A soldier's depression or combat stress can make matters much worse, according to research published in February in the Journal of Clinical Psychology.
Statistics are showing a trend in broken military marriages.
The Pentagon says divorce rates among enlisted soldiers and Marines increased to about 4% in 2008, a full percentage point jump from when the Iraq war began. The civilian rate is 3.5%, according to the Centers for Disease Control and Prevention.
Researchers tracking 226 Army marriages at Fort Campbell, Ky., last year, found that 6% ended in divorce and that nearly 12% of the couples either became divorced or separated, according to results provided to USA TODAY.
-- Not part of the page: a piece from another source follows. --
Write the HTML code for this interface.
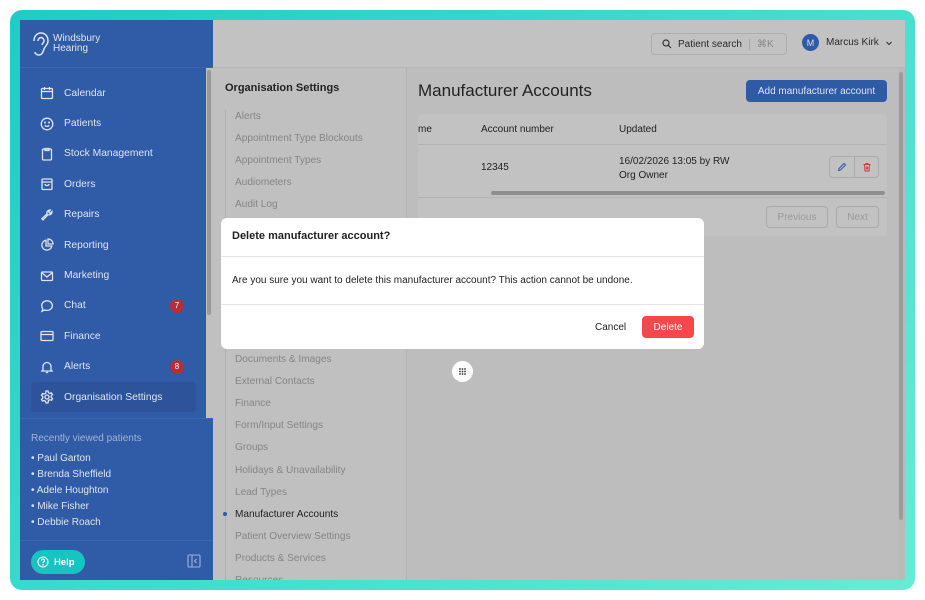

Troops in combat who worry their marriages might be failing rose from one in four in 2005 to one in three in 2007, according to an Army study published last year that examined mental health issues plaguing combat troops. More than 250,000 active-duty soldiers are married.
War and separation is historically hard on families. Researchers, though, say a key feature of the current conflicts — the same troops being sent back to combat over and over again, rather than serving one tour and coming home to stay — may be further aggravating marriages.
Each time they are separated, couples say, holding the family together gets tougher.
Carol Herrick, 39, works with family support groups at Fort Sill, Okla., and says she struggles to reassemble her family each time her husband, Donald, a sergeant first class, comes home. He has left for Iraq or Korea four times in eight years.
"The more we do it," she says, "the harder it gets."